#### [Provided material]
========================================================================

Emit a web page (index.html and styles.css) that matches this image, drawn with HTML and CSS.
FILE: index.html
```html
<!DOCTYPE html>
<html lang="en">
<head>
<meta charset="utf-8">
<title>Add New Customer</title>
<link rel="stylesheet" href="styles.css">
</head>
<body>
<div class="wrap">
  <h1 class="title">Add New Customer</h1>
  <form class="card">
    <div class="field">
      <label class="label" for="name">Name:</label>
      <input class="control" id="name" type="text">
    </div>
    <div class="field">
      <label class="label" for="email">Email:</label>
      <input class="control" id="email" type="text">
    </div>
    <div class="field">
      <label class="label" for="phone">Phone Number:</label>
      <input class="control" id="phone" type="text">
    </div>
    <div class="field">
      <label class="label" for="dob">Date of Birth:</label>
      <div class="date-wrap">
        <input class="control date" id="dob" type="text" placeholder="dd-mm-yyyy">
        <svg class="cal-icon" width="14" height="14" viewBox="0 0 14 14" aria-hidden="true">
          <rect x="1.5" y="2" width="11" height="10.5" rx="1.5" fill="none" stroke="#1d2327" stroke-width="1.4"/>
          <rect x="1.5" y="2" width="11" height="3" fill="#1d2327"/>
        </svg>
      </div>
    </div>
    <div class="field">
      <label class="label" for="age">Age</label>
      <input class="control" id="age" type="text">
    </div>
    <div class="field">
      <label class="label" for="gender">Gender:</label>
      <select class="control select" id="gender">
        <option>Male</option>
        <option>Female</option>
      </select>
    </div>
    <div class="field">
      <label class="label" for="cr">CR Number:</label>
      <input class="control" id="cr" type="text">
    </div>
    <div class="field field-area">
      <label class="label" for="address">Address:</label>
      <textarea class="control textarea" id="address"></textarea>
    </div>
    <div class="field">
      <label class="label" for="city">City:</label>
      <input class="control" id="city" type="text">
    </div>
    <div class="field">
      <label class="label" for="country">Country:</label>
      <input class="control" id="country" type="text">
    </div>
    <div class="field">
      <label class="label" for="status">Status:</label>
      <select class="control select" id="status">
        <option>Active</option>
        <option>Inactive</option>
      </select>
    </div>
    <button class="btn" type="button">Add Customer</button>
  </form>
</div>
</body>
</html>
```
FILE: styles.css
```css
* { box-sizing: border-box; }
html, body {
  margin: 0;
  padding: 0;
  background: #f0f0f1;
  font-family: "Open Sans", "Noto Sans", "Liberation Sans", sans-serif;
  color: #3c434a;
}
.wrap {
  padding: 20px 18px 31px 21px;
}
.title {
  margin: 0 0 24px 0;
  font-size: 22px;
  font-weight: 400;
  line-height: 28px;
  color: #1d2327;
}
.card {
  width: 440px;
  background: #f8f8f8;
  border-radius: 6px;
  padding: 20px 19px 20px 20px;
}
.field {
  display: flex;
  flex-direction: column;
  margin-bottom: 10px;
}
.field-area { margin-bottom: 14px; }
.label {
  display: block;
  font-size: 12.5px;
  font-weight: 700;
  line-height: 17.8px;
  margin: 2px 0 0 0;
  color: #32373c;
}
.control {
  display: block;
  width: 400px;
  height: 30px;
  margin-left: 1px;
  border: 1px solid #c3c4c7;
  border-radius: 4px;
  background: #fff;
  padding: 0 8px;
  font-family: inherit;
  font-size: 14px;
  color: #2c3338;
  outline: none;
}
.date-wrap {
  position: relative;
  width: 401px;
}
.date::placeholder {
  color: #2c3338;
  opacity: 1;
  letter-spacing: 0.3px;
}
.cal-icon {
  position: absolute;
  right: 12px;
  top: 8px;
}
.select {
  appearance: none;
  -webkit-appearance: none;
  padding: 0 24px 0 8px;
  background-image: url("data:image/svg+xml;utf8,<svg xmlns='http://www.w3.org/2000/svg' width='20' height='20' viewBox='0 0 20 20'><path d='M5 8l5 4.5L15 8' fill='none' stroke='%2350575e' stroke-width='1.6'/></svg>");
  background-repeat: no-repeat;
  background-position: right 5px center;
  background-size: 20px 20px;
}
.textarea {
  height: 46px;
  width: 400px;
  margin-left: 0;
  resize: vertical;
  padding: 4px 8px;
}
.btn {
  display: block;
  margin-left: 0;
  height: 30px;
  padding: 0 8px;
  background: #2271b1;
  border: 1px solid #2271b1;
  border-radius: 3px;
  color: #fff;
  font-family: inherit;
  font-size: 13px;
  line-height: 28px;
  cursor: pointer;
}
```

========================================================================

#### [Written exercise]
Retype all of the material above with every character intact.

#### [Exercise response]
Emit a web page (index.html and styles.css) that matches this image, drawn with HTML and CSS.
FILE: index.html
```html
<!DOCTYPE html>
<html lang="en">
<head>
<meta charset="utf-8">
<title>Add New Customer</title>
<link rel="stylesheet" href="styles.css">
</head>
<body>
<div class="wrap">
  <h1 class="title">Add New Customer</h1>
  <form class="card">
    <div class="field">
      <label class="label" for="name">Name:</label>
      <input class="control" id="name" type="text">
    </div>
    <div class="field">
      <label class="label" for="email">Email:</label>
      <input class="control" id="email" type="text">
    </div>
    <div class="field">
      <label class="label" for="phone">Phone Number:</label>
      <input class="control" id="phone" type="text">
    </div>
    <div class="field">
      <label class="label" for="dob">Date of Birth:</label>
      <div class="date-wrap">
        <input class="control date" id="dob" type="text" placeholder="dd-mm-yyyy">
        <svg class="cal-icon" width="14" height="14" viewBox="0 0 14 14" aria-hidden="true">
          <rect x="1.5" y="2" width="11" height="10.5" rx="1.5" fill="none" stroke="#1d2327" stroke-width="1.4"/>
          <rect x="1.5" y="2" width="11" height="3" fill="#1d2327"/>
        </svg>
      </div>
    </div>
    <div class="field">
      <label class="label" for="age">Age</label>
      <input class="control" id="age" type="text">
    </div>
    <div class="field">
      <label class="label" for="gender">Gender:</label>
      <select class="control select" id="gender">
        <option>Male</option>
        <option>Female</option>
      </select>
    </div>
    <div class="field">
      <label class="label" for="cr">CR Number:</label>
      <input class="control" id="cr" type="text">
    </div>
    <div class="field field-area">
      <label class="label" for="address">Address:</label>
      <textarea class="control textarea" id="address"></textarea>
    </div>
    <div class="field">
      <label class="label" for="city">City:</label>
      <input class="control" id="city" type="text">
    </div>
    <div class="field">
      <label class="label" for="country">Country:</label>
      <input class="control" id="country" type="text">
    </div>
    <div class="field">
      <label class="label" for="status">Status:</label>
      <select class="control select" id="status">
        <option>Active</option>
        <option>Inactive</option>
      </select>
    </div>
    <button class="btn" type="button">Add Customer</button>
  </form>
</div>
</body>
</html>
```
FILE: styles.css
```css
* { box-sizing: border-box; }
html, body {
  margin: 0;
  padding: 0;
  background: #f0f0f1;
  font-family: "Open Sans", "Noto Sans", "Liberation Sans", sans-serif;
  color: #3c434a;
}
.wrap {
  padding: 20px 18px 31px 21px;
}
.title {
  margin: 0 0 24px 0;
  font-size: 22px;
  font-weight: 400;
  line-height: 28px;
  color: #1d2327;
}
.card {
  width: 440px;
  background: #f8f8f8;
  border-radius: 6px;
  padding: 20px 19px 20px 20px;
}
.field {
  display: flex;
  flex-direction: column;
  margin-bottom: 10px;
}
.field-area { margin-bottom: 14px; }
.label {
  display: block;
  font-size: 12.5px;
  font-weight: 700;
  line-height: 17.8px;
  margin: 2px 0 0 0;
  color: #32373c;
}
.control {
  display: block;
  width: 400px;
  height: 30px;
  margin-left: 1px;
  border: 1px solid #c3c4c7;
  border-radius: 4px;
  background: #fff;
  padding: 0 8px;
  font-family: inherit;
  font-size: 14px;
  color: #2c3338;
  outline: none;
}
.date-wrap {
  position: relative;
  width: 401px;
}
.date::placeholder {
  color: #2c3338;
  opacity: 1;
  letter-spacing: 0.3px;
}
.cal-icon {
  position: absolute;
  right: 12px;
  top: 8px;
}
.select {
  appearance: none;
  -webkit-appearance: none;
  padding: 0 24px 0 8px;
  background-image: url("data:image/svg+xml;utf8,<svg xmlns='http://www.w3.org/2000/svg' width='20' height='20' viewBox='0 0 20 20'><path d='M5 8l5 4.5L15 8' fill='none' stroke='%2350575e' stroke-width='1.6'/></svg>");
  background-repeat: no-repeat;
  background-position: right 5px center;
  background-size: 20px 20px;
}
.textarea {
  height: 46px;
  width: 400px;
  margin-left: 0;
  resize: vertical;
  padding: 4px 8px;
}
.btn {
  display: block;
  margin-left: 0;
  height: 30px;
  padding: 0 8px;
  background: #2271b1;
  border: 1px solid #2271b1;
  border-radius: 3px;
  color: #fff;
  font-family: inherit;
  font-size: 13px;
  line-height: 28px;
  cursor: pointer;
}
```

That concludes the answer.